Es curioso que una mujer que pasó tanto tiempo en el análisis de la estructura psíquica de los niños no tuviera hijos. Esta necesidad se satisfizo a través de la terapia que hizo con la descendencia ajena. En su juventud se relacionó con algunos discípulos de su padre, como Ernest Jones. Pero quedarse en casa a los dieciocho años como única hija hizo que no concretara ninguna relacion. A lo largo de su carrera profesional analizó a grandes personalidades, como a Marilyn Monroe. Pero en 1925, cuando comenzó con la terapia del hijo de la familia Tiffany, conoce a Dorothy Burlingham. La única persona con la que mantuvo una relación perdurable e íntima hasta su muerte.

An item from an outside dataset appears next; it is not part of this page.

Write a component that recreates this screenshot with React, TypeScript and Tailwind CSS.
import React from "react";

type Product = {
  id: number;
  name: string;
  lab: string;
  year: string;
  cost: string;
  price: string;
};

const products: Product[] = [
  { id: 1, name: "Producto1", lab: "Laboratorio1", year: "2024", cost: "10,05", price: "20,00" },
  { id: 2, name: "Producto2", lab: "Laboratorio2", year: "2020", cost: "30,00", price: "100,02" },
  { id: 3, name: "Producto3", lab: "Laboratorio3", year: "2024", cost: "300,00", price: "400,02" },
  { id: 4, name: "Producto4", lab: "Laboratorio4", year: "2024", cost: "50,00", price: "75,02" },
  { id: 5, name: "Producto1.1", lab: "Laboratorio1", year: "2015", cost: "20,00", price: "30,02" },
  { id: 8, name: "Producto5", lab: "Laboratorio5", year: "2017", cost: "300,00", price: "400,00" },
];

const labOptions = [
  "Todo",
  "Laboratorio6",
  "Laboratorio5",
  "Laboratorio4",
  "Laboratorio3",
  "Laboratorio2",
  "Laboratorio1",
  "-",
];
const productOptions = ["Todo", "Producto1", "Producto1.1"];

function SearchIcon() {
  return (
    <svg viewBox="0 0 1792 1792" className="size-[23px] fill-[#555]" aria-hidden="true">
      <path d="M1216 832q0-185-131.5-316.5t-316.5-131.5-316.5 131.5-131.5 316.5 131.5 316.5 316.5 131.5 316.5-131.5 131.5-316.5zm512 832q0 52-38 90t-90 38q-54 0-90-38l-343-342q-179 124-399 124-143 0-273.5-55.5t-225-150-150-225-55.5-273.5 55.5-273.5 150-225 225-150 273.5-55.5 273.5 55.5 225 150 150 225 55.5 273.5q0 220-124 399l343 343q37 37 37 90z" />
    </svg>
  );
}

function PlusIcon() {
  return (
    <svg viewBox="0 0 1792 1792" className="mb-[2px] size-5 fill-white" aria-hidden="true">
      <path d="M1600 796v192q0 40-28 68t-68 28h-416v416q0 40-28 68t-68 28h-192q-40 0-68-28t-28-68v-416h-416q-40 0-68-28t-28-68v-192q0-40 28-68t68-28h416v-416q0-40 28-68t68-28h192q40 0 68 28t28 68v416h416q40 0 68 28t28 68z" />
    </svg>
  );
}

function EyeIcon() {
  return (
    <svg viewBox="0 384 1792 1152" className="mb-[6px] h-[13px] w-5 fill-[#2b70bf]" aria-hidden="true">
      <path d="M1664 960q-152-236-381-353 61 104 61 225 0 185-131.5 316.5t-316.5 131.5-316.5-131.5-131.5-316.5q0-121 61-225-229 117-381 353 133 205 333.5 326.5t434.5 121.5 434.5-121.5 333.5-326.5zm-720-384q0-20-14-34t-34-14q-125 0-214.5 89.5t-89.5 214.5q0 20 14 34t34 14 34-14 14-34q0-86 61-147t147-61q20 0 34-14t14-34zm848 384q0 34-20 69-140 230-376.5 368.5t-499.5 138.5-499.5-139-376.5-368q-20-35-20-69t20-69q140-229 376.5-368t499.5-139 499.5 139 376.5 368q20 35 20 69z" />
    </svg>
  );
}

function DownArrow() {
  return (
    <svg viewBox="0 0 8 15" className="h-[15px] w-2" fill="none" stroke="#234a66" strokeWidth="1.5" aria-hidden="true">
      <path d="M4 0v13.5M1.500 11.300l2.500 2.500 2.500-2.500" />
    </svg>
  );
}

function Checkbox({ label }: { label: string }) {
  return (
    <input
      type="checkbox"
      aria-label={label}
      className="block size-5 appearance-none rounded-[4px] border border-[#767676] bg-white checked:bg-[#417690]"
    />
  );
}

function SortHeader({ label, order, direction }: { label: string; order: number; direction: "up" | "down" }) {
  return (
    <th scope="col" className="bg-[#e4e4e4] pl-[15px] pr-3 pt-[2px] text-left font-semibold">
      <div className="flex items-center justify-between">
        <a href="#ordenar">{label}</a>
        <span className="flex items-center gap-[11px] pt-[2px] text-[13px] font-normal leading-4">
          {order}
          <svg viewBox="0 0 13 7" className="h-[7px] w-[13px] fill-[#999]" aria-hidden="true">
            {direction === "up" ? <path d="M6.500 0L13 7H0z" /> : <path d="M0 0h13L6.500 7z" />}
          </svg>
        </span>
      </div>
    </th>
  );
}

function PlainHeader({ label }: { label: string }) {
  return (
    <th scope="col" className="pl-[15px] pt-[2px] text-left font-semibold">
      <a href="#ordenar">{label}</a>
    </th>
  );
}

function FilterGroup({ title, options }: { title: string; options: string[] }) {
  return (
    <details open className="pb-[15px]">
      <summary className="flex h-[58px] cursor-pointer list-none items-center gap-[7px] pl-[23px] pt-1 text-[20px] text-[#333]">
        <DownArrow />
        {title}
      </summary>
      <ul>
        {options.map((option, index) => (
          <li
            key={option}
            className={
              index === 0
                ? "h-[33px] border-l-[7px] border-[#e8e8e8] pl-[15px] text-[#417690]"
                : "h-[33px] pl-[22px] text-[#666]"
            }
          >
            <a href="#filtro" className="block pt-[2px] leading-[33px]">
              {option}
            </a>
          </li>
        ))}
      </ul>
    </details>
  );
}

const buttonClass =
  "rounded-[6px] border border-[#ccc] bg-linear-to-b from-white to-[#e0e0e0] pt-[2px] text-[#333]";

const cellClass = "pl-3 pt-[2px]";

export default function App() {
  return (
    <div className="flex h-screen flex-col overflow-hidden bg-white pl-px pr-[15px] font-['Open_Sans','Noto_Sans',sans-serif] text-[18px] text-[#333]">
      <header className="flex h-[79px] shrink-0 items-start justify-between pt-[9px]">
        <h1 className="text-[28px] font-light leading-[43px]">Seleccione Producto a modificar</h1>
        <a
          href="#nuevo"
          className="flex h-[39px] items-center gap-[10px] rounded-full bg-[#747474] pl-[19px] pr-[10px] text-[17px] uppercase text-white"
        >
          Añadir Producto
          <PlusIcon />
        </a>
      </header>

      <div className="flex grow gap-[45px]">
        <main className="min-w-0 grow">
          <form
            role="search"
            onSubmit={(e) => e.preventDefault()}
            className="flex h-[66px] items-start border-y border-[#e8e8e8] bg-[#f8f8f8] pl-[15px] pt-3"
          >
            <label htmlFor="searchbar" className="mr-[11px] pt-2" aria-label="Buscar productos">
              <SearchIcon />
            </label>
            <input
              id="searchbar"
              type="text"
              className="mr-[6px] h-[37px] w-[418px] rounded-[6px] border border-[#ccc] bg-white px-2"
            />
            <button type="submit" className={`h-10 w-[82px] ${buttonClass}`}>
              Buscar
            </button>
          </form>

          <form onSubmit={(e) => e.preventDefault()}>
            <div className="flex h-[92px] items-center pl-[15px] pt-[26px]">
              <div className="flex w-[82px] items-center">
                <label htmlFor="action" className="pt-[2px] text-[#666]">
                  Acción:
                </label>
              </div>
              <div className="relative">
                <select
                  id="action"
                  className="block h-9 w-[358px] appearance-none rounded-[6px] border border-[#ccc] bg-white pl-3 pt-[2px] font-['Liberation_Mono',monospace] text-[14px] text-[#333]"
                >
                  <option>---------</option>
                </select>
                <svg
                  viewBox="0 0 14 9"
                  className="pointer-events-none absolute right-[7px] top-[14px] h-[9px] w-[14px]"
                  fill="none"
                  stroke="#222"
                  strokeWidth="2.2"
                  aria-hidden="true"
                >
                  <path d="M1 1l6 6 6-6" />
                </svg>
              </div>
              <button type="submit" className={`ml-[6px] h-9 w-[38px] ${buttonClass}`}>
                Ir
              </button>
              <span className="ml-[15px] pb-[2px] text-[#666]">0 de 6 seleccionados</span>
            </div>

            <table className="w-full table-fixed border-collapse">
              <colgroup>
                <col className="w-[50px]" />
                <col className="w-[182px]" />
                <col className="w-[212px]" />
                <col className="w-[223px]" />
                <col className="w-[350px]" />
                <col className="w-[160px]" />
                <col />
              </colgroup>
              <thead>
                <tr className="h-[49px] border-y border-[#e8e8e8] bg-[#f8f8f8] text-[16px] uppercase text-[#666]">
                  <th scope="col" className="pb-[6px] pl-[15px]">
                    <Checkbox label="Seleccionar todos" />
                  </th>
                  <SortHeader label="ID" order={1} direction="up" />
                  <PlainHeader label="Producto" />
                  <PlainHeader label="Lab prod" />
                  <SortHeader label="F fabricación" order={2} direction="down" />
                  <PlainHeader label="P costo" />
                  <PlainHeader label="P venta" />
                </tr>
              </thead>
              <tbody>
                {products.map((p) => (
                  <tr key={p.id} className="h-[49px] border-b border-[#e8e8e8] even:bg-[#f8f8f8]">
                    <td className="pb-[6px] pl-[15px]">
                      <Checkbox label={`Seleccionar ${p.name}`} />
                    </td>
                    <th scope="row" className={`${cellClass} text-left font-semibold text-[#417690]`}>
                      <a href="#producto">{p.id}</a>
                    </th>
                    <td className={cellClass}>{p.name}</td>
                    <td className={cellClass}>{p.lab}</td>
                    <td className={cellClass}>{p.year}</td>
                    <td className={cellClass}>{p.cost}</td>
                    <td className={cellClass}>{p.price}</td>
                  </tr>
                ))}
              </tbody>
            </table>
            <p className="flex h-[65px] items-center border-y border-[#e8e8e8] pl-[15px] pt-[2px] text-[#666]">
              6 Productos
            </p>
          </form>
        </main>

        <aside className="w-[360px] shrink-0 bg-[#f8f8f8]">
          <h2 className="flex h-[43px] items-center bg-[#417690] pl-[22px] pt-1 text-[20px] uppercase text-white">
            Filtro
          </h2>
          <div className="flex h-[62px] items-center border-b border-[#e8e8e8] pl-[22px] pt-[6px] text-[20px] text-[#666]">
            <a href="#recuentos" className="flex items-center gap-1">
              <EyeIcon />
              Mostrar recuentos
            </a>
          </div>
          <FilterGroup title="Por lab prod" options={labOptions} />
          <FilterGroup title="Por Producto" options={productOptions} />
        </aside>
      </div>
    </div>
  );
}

El resto de sus años vivió para ser una académica. Parece ser que los trastornos alimenticios la persiguieron hasta entrada la vejez. Y si bien no llegó a un suicidio anunciado, como la leal Antígona, su carácter la sepultó en una muerte simbólica que le permitía crear lo suficiente para sobrevivir. Su reino sobre el infinito iceberg del inconsciente fue la finitud de sus placeres condescendientes.

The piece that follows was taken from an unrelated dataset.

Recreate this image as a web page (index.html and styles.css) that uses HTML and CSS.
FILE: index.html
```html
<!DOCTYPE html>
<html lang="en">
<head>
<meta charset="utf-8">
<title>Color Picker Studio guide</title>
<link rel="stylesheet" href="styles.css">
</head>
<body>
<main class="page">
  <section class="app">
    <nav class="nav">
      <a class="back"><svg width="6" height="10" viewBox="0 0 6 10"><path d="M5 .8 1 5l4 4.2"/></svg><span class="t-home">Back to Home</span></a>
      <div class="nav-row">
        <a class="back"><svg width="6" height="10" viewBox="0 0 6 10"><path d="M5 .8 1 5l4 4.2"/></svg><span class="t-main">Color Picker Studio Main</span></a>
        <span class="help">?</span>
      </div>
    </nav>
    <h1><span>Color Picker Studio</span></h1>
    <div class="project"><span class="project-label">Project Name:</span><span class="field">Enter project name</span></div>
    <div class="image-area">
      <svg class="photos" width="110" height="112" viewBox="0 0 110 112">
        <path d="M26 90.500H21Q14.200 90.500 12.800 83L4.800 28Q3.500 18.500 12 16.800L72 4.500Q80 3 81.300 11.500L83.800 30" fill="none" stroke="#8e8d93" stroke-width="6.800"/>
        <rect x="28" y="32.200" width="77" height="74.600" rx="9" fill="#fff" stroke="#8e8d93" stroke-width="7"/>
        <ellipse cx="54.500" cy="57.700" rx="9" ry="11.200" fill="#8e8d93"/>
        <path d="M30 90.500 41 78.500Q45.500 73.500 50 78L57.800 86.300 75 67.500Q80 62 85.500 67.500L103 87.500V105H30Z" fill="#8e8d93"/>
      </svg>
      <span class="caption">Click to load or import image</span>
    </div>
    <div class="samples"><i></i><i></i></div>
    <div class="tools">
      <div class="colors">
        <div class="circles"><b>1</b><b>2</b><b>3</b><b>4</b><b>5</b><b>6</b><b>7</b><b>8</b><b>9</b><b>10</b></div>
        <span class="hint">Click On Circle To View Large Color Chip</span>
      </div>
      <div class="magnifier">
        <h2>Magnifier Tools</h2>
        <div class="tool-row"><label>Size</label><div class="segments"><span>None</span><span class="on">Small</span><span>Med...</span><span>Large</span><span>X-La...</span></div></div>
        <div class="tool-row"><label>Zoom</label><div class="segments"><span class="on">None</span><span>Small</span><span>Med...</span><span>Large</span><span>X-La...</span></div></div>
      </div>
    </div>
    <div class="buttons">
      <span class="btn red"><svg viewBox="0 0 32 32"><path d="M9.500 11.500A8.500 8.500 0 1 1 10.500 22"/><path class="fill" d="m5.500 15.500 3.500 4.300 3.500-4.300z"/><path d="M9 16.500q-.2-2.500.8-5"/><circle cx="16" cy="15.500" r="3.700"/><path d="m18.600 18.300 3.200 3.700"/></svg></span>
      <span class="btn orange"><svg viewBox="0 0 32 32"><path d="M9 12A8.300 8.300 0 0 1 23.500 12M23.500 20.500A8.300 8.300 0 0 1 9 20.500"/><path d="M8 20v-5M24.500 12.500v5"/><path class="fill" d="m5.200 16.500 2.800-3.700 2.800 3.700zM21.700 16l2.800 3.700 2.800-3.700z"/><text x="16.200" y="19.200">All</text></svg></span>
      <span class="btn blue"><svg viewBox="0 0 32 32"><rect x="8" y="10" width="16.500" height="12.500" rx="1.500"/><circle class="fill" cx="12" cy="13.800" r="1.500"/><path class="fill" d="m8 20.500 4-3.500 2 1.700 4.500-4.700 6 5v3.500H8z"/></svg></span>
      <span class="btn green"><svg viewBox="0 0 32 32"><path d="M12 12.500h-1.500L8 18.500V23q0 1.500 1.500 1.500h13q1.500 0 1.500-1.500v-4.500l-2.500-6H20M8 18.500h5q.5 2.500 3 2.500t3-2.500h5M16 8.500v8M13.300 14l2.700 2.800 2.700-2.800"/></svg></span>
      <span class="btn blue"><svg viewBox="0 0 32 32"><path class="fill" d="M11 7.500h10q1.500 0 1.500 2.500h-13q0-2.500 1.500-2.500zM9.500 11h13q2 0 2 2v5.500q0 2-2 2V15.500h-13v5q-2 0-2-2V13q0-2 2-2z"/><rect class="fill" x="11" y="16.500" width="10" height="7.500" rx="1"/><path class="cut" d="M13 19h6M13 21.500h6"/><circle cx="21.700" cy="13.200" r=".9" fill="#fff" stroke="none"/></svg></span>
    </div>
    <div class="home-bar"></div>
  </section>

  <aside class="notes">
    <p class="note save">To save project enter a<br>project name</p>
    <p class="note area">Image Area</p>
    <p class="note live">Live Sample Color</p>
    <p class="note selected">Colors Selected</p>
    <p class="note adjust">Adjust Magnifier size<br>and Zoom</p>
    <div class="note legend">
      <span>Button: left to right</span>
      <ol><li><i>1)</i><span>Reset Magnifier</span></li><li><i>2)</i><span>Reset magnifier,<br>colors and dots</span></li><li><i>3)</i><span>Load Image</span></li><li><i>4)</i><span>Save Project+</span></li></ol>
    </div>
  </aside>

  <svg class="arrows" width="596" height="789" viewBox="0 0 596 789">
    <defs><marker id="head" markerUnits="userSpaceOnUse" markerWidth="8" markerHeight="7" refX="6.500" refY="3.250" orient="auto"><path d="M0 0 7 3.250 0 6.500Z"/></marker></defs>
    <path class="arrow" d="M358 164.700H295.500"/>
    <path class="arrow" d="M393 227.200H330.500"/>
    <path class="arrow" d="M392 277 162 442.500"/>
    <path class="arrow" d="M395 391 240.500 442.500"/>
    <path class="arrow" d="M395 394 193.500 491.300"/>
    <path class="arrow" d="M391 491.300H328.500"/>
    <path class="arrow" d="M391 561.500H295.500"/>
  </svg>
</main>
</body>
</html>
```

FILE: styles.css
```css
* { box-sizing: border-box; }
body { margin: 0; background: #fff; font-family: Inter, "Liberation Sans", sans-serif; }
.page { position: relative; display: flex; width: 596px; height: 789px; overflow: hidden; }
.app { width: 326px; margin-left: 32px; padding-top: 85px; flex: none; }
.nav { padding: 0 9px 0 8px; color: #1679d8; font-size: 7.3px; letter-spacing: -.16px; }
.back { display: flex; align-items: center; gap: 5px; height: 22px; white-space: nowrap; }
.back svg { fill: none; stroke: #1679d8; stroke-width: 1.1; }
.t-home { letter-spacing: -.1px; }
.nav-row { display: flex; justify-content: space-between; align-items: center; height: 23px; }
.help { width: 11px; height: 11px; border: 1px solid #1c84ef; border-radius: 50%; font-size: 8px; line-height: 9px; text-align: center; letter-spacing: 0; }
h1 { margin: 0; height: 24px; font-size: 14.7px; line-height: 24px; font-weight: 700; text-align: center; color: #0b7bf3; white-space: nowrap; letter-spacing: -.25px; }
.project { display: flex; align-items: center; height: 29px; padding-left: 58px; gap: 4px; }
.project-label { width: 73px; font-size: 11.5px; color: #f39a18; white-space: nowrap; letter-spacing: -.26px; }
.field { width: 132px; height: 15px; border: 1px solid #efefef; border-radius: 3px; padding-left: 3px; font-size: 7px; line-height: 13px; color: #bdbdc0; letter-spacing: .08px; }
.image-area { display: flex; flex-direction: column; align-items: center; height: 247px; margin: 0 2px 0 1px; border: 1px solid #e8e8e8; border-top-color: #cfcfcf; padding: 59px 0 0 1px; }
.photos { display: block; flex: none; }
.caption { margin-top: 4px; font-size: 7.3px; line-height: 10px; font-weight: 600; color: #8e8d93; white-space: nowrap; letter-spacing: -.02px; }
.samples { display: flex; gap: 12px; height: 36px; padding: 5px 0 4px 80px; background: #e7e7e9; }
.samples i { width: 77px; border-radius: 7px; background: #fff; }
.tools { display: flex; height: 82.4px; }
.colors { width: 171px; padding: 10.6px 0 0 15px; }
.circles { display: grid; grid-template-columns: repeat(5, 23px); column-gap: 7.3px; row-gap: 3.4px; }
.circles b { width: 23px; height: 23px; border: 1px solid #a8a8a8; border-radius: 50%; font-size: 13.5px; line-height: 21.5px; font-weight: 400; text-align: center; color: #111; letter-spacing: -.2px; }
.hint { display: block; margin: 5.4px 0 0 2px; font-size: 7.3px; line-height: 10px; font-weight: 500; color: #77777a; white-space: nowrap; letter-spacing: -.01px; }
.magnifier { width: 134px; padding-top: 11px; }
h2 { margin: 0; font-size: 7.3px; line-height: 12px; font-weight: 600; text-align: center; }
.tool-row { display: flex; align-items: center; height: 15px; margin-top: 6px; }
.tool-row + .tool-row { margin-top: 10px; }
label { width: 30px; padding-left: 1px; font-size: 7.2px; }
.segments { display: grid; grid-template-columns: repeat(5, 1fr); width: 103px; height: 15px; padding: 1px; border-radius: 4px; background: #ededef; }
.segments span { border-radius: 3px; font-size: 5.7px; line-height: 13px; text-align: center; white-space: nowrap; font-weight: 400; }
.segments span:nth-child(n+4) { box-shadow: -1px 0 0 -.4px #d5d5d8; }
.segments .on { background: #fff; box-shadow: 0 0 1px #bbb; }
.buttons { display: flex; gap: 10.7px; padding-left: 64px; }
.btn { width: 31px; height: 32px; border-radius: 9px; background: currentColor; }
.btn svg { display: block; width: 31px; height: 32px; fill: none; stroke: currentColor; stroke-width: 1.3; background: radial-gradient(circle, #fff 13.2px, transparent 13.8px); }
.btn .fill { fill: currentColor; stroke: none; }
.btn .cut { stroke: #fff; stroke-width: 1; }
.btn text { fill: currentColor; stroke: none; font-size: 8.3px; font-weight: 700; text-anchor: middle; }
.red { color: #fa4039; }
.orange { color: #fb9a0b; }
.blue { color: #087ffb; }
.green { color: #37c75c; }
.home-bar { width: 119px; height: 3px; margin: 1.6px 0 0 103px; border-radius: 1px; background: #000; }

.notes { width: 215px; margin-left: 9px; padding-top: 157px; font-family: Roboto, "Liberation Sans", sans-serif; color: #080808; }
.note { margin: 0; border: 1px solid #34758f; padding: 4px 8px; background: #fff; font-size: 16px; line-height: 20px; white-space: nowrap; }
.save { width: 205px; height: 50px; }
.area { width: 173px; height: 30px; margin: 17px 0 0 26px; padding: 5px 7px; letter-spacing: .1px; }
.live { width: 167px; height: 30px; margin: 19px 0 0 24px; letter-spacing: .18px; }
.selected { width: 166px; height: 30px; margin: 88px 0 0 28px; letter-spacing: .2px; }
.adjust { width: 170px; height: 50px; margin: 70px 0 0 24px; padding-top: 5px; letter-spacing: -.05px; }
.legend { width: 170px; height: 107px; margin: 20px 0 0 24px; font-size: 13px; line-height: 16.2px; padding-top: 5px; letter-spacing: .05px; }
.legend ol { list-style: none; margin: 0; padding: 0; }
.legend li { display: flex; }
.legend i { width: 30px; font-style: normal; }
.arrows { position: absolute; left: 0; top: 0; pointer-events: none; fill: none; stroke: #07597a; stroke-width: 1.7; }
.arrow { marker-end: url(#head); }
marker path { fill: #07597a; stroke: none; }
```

Ya en la senectud, Anna se vio sumamente afectada tras la muerte de Dorothy en 1978. Dorothy era la persona más próxima a su vida. Pero Anna siempre negó su lesbianismo. A partir de ese entonces tuvo un proceso de duelo que agravó la anemia que padecía. La madrugada del día 9 de octubre de 1982 la heredera del continente oscuro falleció. Algunos años atras, ante la muerte de Greenson, uno de sus colegas, dijo: “Estamos creando nuevas generaciones de psicoanalistas en todo el mundo. Sin embargo, aún no hemos descubierto el secreto de cómo crear auténticos discípulos de gente como Romi Greenson, es decir: hombres y mujeres que utilicen el psicoanálisis para todo: para entenderse a sí mismos y a sus semejantes, y para comunicarse con el mundo; en resumidas cuentas, personas para las que el Psicoanálisis sea una forma de vida”.
Referencias Bibliográficas
– Freud, Anna. El yo y los mecanismos de defensa. Editorial Paidós. España. 1980.
—, Psicoanálisis del desarrollo del niño y del adolescente. Editorial Paidós. España. 2004.
– Jiménez Hernández-Pinzón Fernando, Jiménez Vaca Hernández-Pinzón Julia Victoria. Ana Freud: una mujer, un destino. Editorial Club Universitario. Alicante, España. 2002.
– Meyer Palmero, Ingeborg. Sigmund y Anna Freud. Correspondencia (1904-1938). Editorial Paidós. Buenos Aires, Argentina. 2014.
– Vallejo Orellana, Reyes. “Anna Freud, una vida dedicada al conocimiento y a la ayuda psicológica del niño”. Revista de la Asociación Española de Neuropsiquiatría, vol. XXII, núm. 81, marzo, 2002, pp. 65-78.